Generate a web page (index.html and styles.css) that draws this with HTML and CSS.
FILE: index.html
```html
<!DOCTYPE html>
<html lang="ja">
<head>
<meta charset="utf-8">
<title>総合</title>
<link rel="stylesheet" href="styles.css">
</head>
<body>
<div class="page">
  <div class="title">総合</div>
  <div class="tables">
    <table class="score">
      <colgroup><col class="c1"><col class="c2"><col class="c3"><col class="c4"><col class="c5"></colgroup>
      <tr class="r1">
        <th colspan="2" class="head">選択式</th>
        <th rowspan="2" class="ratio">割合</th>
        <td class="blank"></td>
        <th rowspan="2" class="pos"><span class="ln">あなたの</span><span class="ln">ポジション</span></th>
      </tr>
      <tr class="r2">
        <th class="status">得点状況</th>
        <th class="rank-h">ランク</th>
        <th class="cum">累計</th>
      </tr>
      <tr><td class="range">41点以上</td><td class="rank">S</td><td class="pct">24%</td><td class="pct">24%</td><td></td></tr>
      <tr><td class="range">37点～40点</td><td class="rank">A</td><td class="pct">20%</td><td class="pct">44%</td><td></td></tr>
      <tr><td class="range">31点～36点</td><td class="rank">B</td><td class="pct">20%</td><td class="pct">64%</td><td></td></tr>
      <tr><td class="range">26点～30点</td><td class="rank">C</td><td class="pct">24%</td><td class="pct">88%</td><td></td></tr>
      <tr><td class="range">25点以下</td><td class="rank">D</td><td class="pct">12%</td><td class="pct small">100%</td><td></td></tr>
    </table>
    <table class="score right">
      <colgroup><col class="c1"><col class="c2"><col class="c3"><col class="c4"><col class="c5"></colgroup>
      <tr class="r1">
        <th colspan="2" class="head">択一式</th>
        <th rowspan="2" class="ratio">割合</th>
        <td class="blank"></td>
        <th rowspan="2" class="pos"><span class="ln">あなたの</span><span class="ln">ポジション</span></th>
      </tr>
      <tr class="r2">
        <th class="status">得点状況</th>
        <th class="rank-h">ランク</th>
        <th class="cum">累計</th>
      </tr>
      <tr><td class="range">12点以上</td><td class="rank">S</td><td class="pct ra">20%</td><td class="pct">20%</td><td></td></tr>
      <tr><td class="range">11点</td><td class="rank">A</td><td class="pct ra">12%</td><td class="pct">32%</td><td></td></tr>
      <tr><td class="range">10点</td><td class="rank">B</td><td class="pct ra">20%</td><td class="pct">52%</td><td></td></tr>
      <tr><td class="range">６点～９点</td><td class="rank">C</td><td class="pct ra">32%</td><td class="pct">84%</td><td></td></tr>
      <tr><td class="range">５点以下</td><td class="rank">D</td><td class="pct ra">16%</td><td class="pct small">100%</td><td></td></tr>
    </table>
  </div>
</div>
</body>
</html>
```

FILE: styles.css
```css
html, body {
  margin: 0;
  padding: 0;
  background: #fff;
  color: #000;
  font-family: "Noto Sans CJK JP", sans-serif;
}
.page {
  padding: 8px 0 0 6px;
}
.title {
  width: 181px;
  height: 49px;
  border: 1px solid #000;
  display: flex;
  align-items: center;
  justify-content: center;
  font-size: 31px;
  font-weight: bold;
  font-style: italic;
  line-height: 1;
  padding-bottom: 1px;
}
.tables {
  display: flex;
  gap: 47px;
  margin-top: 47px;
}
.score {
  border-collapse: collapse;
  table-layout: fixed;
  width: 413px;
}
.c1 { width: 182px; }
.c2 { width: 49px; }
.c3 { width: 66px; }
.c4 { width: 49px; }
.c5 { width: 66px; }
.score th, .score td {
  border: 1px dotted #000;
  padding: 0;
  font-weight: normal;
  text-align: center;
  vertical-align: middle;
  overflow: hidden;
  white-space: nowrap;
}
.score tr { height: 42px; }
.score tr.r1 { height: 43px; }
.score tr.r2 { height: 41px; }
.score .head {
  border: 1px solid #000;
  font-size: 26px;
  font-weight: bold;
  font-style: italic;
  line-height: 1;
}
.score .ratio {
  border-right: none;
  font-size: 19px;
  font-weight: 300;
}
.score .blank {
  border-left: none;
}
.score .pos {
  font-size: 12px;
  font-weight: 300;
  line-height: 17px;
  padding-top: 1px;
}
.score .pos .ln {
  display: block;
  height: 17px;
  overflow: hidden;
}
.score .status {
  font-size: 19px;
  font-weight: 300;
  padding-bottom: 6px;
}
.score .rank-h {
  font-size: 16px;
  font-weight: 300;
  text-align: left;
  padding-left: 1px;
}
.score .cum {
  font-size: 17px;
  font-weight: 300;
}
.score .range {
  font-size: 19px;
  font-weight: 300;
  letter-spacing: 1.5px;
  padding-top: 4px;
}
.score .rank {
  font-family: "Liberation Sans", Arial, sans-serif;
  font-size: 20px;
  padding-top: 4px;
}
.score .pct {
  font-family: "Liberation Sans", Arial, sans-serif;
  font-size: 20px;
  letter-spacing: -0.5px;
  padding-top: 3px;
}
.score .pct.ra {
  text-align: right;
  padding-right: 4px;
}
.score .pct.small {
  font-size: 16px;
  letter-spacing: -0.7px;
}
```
============================================================
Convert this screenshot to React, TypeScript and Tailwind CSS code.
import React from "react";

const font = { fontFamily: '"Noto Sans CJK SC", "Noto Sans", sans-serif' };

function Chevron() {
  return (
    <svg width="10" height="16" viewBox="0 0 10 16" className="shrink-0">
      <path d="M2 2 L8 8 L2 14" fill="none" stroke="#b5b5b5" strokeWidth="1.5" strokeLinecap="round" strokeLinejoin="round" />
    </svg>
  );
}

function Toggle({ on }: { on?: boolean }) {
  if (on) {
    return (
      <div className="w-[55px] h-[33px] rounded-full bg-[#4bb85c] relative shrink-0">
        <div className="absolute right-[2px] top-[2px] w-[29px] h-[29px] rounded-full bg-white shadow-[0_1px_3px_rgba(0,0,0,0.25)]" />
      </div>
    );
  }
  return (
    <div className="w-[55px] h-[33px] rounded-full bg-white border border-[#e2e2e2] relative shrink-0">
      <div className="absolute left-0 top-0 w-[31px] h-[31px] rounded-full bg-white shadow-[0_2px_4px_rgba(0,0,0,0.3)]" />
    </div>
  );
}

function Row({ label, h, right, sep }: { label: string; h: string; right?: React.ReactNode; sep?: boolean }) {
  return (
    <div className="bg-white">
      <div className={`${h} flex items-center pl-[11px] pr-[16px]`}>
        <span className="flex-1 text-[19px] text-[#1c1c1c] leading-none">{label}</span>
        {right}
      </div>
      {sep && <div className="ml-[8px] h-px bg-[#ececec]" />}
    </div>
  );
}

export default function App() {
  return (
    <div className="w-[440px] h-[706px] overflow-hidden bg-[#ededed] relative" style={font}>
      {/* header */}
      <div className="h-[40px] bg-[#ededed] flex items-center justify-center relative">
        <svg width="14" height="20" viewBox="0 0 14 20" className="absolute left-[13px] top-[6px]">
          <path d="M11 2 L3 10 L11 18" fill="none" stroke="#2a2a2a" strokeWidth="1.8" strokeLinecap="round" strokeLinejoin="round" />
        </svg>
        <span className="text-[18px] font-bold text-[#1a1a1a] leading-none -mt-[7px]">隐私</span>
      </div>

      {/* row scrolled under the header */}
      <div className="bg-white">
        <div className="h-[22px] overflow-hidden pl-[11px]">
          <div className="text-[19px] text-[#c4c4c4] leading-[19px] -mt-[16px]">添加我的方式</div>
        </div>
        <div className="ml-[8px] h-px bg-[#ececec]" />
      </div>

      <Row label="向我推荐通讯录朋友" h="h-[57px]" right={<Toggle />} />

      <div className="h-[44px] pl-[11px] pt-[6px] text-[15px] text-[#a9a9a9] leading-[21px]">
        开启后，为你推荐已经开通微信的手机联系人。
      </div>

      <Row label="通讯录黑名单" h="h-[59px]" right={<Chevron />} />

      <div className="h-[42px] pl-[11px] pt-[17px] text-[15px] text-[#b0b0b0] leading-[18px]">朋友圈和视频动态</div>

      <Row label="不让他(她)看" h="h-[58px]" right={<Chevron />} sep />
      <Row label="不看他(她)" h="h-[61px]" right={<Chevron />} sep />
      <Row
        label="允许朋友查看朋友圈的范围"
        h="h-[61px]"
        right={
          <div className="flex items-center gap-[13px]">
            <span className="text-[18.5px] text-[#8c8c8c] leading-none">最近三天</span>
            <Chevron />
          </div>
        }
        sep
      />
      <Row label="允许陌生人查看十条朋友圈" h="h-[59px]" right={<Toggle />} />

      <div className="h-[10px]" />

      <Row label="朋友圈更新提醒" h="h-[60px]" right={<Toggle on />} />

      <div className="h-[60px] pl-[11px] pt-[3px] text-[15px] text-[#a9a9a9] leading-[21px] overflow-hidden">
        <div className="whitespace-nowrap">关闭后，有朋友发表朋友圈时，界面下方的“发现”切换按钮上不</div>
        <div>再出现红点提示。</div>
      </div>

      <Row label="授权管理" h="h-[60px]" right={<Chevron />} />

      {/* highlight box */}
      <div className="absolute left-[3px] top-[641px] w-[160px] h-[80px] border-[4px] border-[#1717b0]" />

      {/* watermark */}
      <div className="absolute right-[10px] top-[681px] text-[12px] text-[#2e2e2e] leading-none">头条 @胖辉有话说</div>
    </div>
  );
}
============================================================
Search the entries for the word "this", then list each line that holds it.

Problem solution -
Generate a web page (index.html and styles.css) that draws this with HTML and CSS.
Convert this screenshot to React, TypeScript and Tailwind CSS code.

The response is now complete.